3) Traffic - You will be throwing and walking along and over heavily traveled roadways through most of your round. There is also a traditional golf course nearby where you are throwing at a green on a few occasions.
4) Course feels abandoned. Missing tee pads, no updated map and hole locations to follow, non main park holes were not mowed while the main park holes were manicured wonderfully, Course map and U-Disc combined didn't have the correct layout. Tee signs damaged, extremely hard to navigate, we almost gave up several times when we were unable to find the next tee.
5) Course redesign must have added a ton of length, because this course is very long to both play and walk. Long walks between holes, and the back 9 was on the other side of the park and very difficult to find.
6) Hole #4 is one of the worst designed holes I have ever witnessed in person. You are roughly 30 feet from a double mando between two trees spaced maybe 10 feet apart to tee off into. 30 feet beyond that mando in a straight line is a road (OB) and on the other side of the road is a traditional golf green. If you navigate the double mando you must hook immediately straight left for another 300 feet to a basket sitting on the top of a hill protected by concrete drainage culverts. The only way to access this hole is to throw a crazy roller or risk throwing into blind traffic or directly at traditional golfers playing the other golf course.
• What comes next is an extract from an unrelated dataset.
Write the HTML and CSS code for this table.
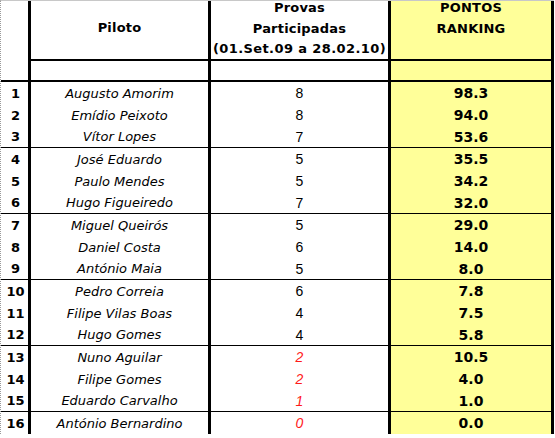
FILE: index.html
```html
<!DOCTYPE html>
<html lang="pt">
<head>
<meta charset="utf-8">
<title>Ranking Pilotos</title>
<link rel="stylesheet" href="styles.css">
</head>
<body>
<div class="sheet">
  <div class="c c1 hd-first"></div>
  <div class="c c2 hd"><div class="hl piloto">Piloto</div></div>
  <div class="c c3 hd"><div class="hl">Provas<br>Participadas<br><span class="period">(01.Set.09 a 28.02.10)</span></div></div>
  <div class="c c4 hd"><div class="hl">PONTOS<br>RANKING</div></div>

  <div class="c c1 blank"></div>
  <div class="c c2 blank"></div>
  <div class="c c3 blank"></div>
  <div class="c c4 blank"></div>

  <div class="c c1 r">1</div><div class="c c2 r">Augusto Amorim</div><div class="c c3 r">8</div><div class="c c4 r">98.3</div>
  <div class="c c1 r">2</div><div class="c c2 r">Emídio Peixoto</div><div class="c c3 r">8</div><div class="c c4 r">94.0</div>
  <div class="c c1 r end">3</div><div class="c c2 r end">Vítor Lopes</div><div class="c c3 r end">7</div><div class="c c4 r end">53.6</div>

  <div class="c c1 r">4</div><div class="c c2 r">José Eduardo</div><div class="c c3 r">5</div><div class="c c4 r">35.5</div>
  <div class="c c1 r">5</div><div class="c c2 r">Paulo Mendes</div><div class="c c3 r">5</div><div class="c c4 r">34.2</div>
  <div class="c c1 r end">6</div><div class="c c2 r end">Hugo Figueiredo</div><div class="c c3 r end">7</div><div class="c c4 r end">32.0</div>

  <div class="c c1 r">7</div><div class="c c2 r">Miguel Queirós</div><div class="c c3 r">5</div><div class="c c4 r">29.0</div>
  <div class="c c1 r">8</div><div class="c c2 r">Daniel Costa</div><div class="c c3 r">6</div><div class="c c4 r">14.0</div>
  <div class="c c1 r end">9</div><div class="c c2 r end">António Maia</div><div class="c c3 r end">5</div><div class="c c4 r end">8.0</div>

  <div class="c c1 r">10</div><div class="c c2 r">Pedro Correia</div><div class="c c3 r">6</div><div class="c c4 r">7.8</div>
  <div class="c c1 r">11</div><div class="c c2 r">Filipe Vilas Boas</div><div class="c c3 r">4</div><div class="c c4 r">7.5</div>
  <div class="c c1 r end">12</div><div class="c c2 r end">Hugo Gomes</div><div class="c c3 r end">4</div><div class="c c4 r end">5.8</div>

  <div class="c c1 r">13</div><div class="c c2 r">Nuno Aguilar</div><div class="c c3 r low">2</div><div class="c c4 r">10.5</div>
  <div class="c c1 r">14</div><div class="c c2 r">Filipe Gomes</div><div class="c c3 r low">2</div><div class="c c4 r">4.0</div>
  <div class="c c1 r end">15</div><div class="c c2 r end">Eduardo Carvalho</div><div class="c c3 r end low">1</div><div class="c c4 r end">1.0</div>

  <div class="c c1 r">16</div><div class="c c2 r">António Bernardino</div><div class="c c3 r low">0</div><div class="c c4 r">0.0</div>
</div>
</body>
</html>
```

FILE: styles.css
```css
html, body {
  margin: 0;
  padding: 0;
  background: #ffffff;
}

.sheet {
  display: grid;
  grid-template-columns: 30px 180px 180px 163px;
  grid-template-rows: 60px 21px;
  grid-auto-rows: 22px;
  width: 553px;
  border-top: 1px solid #c8c8c8;
  border-left: 1px dotted #9a9a9a;
  font-family: "DejaVu Sans", Verdana, sans-serif;
  color: #000000;
}

.c {
  box-sizing: border-box;
  border-right: 3px solid #000000;
  overflow: visible;
  white-space: nowrap;
}

.c4 {
  background: #ffff99;
}

.hd {
  border-bottom: 2px solid #000000;
  text-align: center;
  font-weight: bold;
  font-size: 13px;
}

.hl {
  line-height: 20.5px;
  margin-top: -3px;
  letter-spacing: 0.2px;
}

.hl.piloto {
  margin-top: 17px;
}

.period {
  letter-spacing: 0.4px;
}

.blank {
  border-bottom: 2px solid #000000;
}

.r {
  display: flex;
  align-items: center;
  justify-content: center;
  font-size: 13px;
}

.r.end {
  border-bottom: 1px solid #000000;
}

.c1.r {
  font-weight: bold;
  padding-left: 2px;
}

.c2.r {
  font-style: italic;
}

.c3.r {
  font-family: "Liberation Sans", Arial, sans-serif;
  font-size: 14px;
}

.c3.low {
  color: #ff1a1a;
  font-style: italic;
}

.c4.r {
  font-weight: bold;
  font-size: 14px;
}
```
The low ceiling provided by the trees make this hole even more difficult. We just pitched past the mando, threw an upshot, and took our 3's.
7) There was no tee pad or tee sign for Hole #5. We checked the course map and U-Disc and there was nothing where both said the tee should be. We found the basket though and just threw from the grass where the tee was supposed to have been. Would have been a nice hole with a unique elevated basket in a tree stump, but ended up just being frustrating.
8) Several point A to point B holes that aren't designed well and appear just to be there to get you to the next intended tee pad. Some very short par 3's where you just toss around a single tree or completely wide open, verses some very long par 4's that are just open hyzers to get you where you are going. While there are several good/decent holes on the course, the bad outweigh the good.
9) Multiple holes where the trees and rough are overgrown leaving little to no gap. Like I mentioned earlier, the "in the main park" holes were immaculately groomed. The ones on the fringe of the property were left for nature to reclaim.
Other Thoughts:
I'm not sure if a better course came along in the area that all the local disc golfers began flocking to (as this course is just outside of Oklahoma City) or if the money to maintain and upkeep this course dried up, but it appears this course was once well loved and well trafficked. But the course we played, like most of old Route 66, is a shell of its former self. Just off I-40 on the historic Route 66 if you want to visit and play for yourself, but this course left a sour taste in our mouths being the one we chose to play in the area when we passed through (over others that weren't rated as highly on this site). This course is definitely not deserving anymore of the high ratings it once received in the past. Do yourself a favor and choose something else in the area.